The third big improvement, said Hightower, has been the expansion of "telemedicine," which he said has been invaluable for providing additional consultations at rural units. He and other speakers cited Fort Stockton, in particular, as a spot where the state can't find nurses and doctors, and said that facility was particularly reliant on telemedicine.

In past hearings on this topic, senators had questioned the short amount of time spent per patient in a telemedicine setting - about seven minutes per patient, on average. This time Dr. Ben Raimer came prepared with better answers to such questions.
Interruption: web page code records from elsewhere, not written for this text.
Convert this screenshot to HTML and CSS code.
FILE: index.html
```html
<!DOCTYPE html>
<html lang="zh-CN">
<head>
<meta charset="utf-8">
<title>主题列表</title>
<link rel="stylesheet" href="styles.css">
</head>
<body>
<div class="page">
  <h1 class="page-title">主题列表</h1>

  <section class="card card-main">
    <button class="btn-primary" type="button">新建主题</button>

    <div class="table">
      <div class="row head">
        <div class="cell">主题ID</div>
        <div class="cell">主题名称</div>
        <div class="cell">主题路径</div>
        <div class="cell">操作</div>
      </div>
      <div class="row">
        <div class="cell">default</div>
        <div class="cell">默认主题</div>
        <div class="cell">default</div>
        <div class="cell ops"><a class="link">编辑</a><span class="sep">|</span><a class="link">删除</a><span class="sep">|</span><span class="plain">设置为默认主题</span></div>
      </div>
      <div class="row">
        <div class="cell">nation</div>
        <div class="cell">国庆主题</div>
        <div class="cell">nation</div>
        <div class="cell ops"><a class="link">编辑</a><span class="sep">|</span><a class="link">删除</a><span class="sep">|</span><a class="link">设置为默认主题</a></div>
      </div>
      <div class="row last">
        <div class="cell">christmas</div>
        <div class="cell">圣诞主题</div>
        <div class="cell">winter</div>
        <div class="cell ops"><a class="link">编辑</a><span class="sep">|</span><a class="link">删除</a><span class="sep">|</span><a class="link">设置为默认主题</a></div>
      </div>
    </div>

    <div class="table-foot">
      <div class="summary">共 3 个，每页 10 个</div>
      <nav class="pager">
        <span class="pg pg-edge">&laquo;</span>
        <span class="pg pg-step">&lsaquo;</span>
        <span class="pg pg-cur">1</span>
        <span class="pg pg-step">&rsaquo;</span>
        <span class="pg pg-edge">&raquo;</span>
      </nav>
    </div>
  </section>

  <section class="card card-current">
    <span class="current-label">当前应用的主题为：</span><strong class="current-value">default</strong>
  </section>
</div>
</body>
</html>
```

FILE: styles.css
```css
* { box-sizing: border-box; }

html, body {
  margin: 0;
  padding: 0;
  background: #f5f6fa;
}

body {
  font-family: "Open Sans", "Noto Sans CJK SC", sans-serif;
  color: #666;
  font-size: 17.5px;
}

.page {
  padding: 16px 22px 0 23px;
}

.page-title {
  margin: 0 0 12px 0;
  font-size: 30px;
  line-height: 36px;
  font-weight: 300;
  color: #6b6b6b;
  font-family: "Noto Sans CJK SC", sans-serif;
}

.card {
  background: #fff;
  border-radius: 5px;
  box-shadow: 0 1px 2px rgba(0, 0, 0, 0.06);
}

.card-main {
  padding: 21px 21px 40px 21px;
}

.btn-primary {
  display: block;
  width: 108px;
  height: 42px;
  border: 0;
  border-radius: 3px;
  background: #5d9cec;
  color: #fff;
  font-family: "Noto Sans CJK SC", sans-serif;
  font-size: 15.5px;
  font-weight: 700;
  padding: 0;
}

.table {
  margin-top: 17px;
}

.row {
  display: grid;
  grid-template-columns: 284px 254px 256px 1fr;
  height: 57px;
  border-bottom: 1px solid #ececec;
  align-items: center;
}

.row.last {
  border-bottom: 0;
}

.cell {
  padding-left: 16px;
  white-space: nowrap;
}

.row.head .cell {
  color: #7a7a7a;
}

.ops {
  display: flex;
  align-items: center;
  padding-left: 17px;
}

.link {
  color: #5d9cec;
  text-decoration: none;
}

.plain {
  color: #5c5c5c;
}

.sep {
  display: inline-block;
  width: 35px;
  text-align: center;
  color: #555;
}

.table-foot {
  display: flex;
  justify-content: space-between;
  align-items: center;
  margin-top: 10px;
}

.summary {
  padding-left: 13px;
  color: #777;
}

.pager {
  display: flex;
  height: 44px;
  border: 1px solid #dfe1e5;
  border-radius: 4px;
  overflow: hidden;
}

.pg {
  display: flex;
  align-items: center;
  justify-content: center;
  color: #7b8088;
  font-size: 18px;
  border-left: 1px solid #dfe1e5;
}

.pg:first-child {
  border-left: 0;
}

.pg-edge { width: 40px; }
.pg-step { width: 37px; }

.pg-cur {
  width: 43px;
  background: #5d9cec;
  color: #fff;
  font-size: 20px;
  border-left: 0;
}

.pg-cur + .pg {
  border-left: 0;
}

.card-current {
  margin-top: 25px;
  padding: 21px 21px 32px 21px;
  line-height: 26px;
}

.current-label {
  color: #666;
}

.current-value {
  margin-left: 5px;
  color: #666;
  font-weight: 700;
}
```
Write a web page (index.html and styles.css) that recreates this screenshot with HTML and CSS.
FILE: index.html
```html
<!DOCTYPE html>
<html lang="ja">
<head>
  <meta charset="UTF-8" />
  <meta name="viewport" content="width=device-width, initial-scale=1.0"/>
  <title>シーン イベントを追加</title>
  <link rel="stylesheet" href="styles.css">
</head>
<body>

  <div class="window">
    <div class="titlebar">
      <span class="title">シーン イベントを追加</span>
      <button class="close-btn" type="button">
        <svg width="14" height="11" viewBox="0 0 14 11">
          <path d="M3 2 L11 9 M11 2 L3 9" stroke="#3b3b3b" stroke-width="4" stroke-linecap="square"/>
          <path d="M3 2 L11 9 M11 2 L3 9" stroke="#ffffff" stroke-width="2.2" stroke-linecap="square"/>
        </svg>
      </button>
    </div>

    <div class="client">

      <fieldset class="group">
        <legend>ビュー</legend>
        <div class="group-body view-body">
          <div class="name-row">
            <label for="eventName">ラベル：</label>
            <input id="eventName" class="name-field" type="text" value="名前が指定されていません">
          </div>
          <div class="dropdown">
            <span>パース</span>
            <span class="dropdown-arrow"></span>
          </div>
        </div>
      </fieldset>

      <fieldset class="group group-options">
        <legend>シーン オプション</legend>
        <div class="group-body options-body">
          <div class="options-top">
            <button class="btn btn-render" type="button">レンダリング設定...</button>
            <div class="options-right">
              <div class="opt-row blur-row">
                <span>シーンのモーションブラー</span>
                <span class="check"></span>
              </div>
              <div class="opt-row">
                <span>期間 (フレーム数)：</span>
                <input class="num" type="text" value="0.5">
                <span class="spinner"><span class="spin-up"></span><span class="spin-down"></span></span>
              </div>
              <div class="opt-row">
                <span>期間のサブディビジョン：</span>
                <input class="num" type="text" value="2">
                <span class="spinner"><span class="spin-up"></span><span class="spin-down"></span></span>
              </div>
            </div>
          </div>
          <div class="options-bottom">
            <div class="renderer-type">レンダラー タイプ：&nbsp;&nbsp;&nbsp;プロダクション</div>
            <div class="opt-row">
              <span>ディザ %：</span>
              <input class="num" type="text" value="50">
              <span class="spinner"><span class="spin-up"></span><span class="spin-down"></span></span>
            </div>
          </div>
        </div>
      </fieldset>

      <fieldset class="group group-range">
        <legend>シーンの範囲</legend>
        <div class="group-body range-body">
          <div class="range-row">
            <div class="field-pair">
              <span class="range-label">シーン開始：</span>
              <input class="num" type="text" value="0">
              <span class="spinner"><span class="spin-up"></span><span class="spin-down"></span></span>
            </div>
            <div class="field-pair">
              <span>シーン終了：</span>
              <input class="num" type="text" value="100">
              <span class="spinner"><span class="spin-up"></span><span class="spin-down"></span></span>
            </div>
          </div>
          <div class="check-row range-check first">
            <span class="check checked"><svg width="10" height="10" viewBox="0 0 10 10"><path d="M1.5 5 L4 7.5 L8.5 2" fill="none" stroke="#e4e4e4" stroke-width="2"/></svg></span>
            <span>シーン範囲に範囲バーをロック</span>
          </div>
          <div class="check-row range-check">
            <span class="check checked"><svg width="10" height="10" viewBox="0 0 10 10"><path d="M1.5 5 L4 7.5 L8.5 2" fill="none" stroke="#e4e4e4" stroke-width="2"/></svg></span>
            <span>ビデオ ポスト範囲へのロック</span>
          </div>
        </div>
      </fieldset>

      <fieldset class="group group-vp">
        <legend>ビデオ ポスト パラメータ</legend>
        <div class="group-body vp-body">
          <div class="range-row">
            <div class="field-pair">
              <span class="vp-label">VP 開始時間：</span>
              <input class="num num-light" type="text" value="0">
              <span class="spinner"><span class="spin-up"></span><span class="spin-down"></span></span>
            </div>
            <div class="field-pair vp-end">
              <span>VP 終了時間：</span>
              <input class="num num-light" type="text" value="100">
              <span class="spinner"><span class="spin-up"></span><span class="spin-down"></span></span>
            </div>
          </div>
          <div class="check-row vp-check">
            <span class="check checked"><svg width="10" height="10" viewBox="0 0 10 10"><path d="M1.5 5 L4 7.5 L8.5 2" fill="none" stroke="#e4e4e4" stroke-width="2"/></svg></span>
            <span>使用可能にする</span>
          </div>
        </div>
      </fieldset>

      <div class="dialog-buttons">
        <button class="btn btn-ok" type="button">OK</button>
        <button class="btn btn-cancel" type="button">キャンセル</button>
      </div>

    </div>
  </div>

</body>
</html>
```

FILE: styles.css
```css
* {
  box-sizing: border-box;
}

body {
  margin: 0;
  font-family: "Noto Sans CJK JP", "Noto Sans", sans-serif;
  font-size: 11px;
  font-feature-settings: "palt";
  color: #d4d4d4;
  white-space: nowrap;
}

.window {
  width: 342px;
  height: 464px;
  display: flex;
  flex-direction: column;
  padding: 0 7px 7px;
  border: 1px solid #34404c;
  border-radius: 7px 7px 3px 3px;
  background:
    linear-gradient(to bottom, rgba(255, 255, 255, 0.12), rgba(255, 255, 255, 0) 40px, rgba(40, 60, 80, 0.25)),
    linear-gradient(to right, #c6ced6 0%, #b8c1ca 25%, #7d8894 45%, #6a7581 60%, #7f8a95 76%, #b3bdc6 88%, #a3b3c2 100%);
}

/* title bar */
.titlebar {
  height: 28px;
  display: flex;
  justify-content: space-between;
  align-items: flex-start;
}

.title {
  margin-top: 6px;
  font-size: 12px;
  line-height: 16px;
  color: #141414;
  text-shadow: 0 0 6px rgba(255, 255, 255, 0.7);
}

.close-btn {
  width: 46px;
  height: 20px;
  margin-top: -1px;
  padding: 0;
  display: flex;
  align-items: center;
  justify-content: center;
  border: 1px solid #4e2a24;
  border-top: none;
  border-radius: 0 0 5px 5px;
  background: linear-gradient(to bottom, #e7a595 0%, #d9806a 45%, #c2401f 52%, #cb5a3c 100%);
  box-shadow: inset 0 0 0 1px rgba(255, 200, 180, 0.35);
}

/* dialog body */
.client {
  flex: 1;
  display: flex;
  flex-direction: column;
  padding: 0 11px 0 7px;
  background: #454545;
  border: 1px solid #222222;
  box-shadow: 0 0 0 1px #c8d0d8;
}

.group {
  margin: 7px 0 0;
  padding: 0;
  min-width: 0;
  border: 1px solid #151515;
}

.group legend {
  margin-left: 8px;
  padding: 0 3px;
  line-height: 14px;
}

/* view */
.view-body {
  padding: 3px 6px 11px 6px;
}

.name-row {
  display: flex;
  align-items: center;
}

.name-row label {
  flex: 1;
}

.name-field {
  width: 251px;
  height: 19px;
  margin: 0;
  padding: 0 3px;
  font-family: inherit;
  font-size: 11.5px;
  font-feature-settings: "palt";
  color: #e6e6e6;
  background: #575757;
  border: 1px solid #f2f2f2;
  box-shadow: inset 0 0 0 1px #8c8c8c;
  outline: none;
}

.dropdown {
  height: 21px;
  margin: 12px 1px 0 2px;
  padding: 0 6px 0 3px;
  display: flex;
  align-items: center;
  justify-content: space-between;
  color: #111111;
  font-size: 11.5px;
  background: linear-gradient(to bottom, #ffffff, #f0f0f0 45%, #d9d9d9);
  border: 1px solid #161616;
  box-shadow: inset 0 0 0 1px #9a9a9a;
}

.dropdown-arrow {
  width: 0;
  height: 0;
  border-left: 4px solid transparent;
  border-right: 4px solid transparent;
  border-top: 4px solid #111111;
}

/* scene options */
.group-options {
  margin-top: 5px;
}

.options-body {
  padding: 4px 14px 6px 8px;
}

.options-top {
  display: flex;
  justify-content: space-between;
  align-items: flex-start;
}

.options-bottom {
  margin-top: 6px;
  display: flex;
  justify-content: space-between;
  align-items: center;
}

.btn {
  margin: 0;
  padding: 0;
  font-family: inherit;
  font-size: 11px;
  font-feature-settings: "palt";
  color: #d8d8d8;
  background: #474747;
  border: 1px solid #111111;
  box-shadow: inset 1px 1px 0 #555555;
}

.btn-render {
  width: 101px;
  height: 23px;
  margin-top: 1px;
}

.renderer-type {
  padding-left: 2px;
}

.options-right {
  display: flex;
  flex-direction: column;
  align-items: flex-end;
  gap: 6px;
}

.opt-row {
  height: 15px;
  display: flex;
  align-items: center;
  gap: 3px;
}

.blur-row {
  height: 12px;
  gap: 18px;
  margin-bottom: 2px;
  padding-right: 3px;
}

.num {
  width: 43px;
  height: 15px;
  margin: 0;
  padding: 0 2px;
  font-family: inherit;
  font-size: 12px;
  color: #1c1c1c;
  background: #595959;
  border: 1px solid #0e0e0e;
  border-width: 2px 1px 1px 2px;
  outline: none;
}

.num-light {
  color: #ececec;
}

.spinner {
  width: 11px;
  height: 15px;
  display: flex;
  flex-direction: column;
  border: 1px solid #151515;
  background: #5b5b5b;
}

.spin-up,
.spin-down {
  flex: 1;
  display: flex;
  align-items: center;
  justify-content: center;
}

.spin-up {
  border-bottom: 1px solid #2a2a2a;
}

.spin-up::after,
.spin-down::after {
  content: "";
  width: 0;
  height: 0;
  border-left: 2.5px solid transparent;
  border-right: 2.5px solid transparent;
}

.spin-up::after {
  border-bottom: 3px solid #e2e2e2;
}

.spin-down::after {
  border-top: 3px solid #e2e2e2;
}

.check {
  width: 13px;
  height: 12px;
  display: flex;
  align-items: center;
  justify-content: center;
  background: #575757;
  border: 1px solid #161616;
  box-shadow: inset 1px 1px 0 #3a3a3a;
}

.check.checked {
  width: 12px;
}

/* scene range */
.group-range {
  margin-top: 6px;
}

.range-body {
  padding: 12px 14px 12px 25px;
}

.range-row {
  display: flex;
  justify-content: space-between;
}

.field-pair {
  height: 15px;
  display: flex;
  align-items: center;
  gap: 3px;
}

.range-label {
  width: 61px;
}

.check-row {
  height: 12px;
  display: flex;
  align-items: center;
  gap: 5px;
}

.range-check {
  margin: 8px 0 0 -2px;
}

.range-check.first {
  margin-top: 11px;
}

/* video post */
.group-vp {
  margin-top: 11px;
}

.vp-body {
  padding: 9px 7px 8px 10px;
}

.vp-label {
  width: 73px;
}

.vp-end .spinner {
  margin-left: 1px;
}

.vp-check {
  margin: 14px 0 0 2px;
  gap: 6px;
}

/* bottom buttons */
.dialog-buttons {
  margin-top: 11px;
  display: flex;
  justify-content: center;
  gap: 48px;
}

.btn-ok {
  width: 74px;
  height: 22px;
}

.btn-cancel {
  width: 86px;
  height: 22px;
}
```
He pointed out that TDCJ and UTMB operated chronic care clinics for a variety of specialized ailments, including HIV, mental health, liver and heart disease, and diabetes.

For those chronic ailments, he said, inmates are housed closer to medical facilities and specialists who can help them on an ongoing basis. Raimer said telemedicine was used more as a triage tool (though that seems to contradict past hearings where we learned they prescribe medications in a telemedicine setting), and that more serious cases received more extended attention.

That certainly makes me feel a little better about "telemedicine," which UTMB pioneered and is now marketing in a spin-off company, of all things. To the extent telemedicine really is just a triage tool, it could be extremely useful. As a substitute for on-site medical personnel, though, which appears to frequently be how it's used, seven minutes per patient is just not an adequate consultation for anyone with a serious problem.

I'd still like to see some medical school or other independent academic (not a Texas institution) evaluate the quality of care being delivered via telemedicine to Texas inmates compared to face to face doctor interactions. Is the quality of care at least close to the same? Maybe such studies exist, but I've never seen them, and if Texas prisons have become so reliant on a basically untested methodology, I think it's high time for an independent evaluation.


Anonymous said...

I think Raimer is a bald-faced liar. He'll say whatever he needs to in order to deflect the political heat.

Anonymous said...

The way money is saved on prescriptions is that the cheapest drugs are used, no matter if they are less effective, and other medicines are not used at all. As a Crohn's disease patient, I have experienced the big difference between freeworld healthcare and UTMB. For example, I was prescribed Mesalamine, but received azulfadine, an older and much less effective drug. I never got anything to control the inflammation that occurs with any Crohn's patient. Now that I'm back to the freeworld, I'm getting treatment for a fistula that won't heal, thanks to the care I got from UTMB. BTW, the fistula developed while I was taking the azulfadine in TDCJ.

Anonymous said...

maybe the prescription savings are
a good thing but who among us in the free world would consent to telemedicine? Getting any medical treatment in the tdcj takes months and I still fail to understand diagnosis and treatment by remote control

Anonymous said...

Any medical person can tell you, you have to be able to assess each and every patient face to face to reach a conclusion as to how sick that person is. Usually a good RN can look at a person's eyes and tell whether that person is really ill and sometimes what is wrong with him/her.

Telemedicine from what I have seen, does not begin to examine a person and only looks at x-rays and listens to whatever someone, hopefully a Real Nurse or LVN has written on a record. This is not an accurate examination.

Anonymous said...

It is time for an independent evaluation of ALL the supposed "health services" in TDCJ. They are saving money on prescriptions because they use 2nd rate drugs, when they supply them at all. Telemed services are a poor smoke and mirrors parlor trick for Hightower to please the politicos. Even person to person health diagnostics are frighteningly lacking. People are actually dying frequently from poor or nonexistent health care in TDCJ. This is a crime.